Just as that Leicester team were envied from all angles, this Villa midfield is a force. In some quarters Tielemans was cast unfairly as damaged goods, a creaking talent, though neither his professionalism nor his affable character were ever questioned. How he has made light of those suggestions. It is why Villa regarded his arrival on a free as a significant coup. No wonder now he is at the thrust of this side, again punching above its weight at home and on the continent.

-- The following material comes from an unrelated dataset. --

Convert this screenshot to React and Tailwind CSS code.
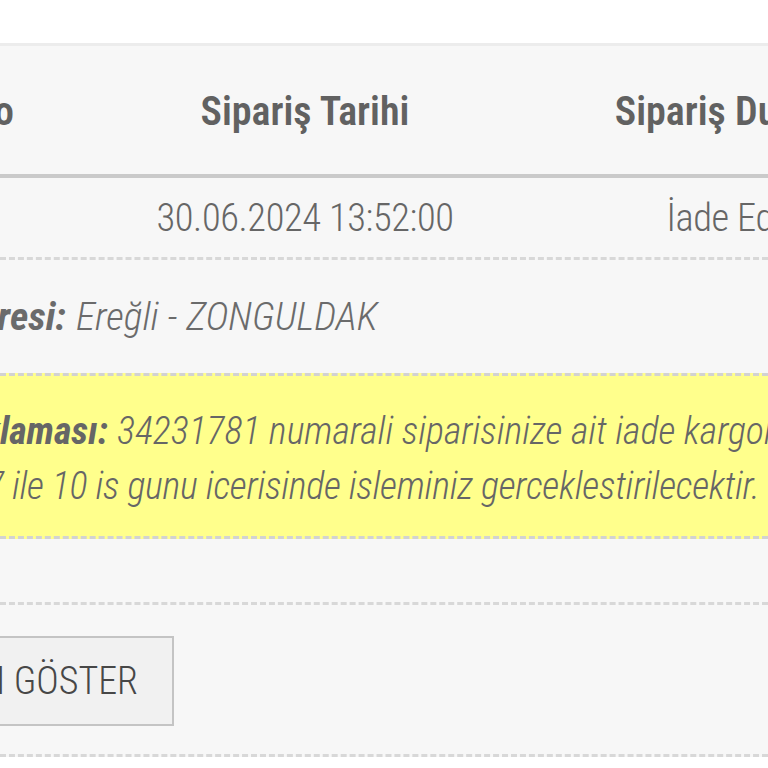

Before signing him, Emery wanted to check Tielemans still has the appetite to push himself. “When I met him at his home [before he signed] it was very important to firstly know him as a man, about his life, how is his life every day, family, thoughts about football, his ambition to try to keep being important and he is showing it,” Emery says. “He is always ready to play, he is always focusing on each match, competing 100% to improve, to help the team, to follow our message.”
Tielemans has formed a fine partnership with Boubacar Kamara, another shrewd signing, on a free from Marseille, but flourished when pushed into the No 10 role at Arsenal at the weekend. Kamara, who is not short of elite admirers, is now probably worth £75m. Tielemans? He is proving priceless; only Martínez has played more league minutes for Villa this season.
Rogers has been a breakout star, while Jacob Ramsey, who has been tracked by Newcastle and Tottenham, has shown glimpses of his best after returning from a hamstring problem. John McGinn, Villa’s injured captain, is the heart of this side. Amadou Onana is an athletic, powerful pillar. It was Tielemans, however, who got Villa back on track at Arsenal with a brilliant header, displaying legs, hunger and bravery to pile into the box and pull a goal back at the Emirates Stadium. Ollie Watkins equalised eight minutes later. It was a takeaway that has understandably done wonders for belief.
Emery says: “For us, last year was the adaptation of him. It was very important how he adapted to us and how he was understanding how we wanted to build with him and this year I think he is playing consistently and again in a different position because he can play different positions. But his best quality is in his mind, his mentality.”
Watkins and Jhon Durán naturally possess stardust as prolific goalscorers but as the Monaco manager, Adi Hütter, highlighted, another player keeps them ticking. It felt fitting given the pitch adjacent to Monaco’s Stade Louis II Stadium was renamed in honour of France’s most famous water carrier, Didier Deschamps, whose longtime base is a few miles along the coast at Cap d’Ail.
“Martínez is an unbelievable goalkeeper, Rogers is a fantastic No 10, Durán and Watkins as strikers,” Hutter said. “But Tielemans is the pacemaker in the centre of midfield.”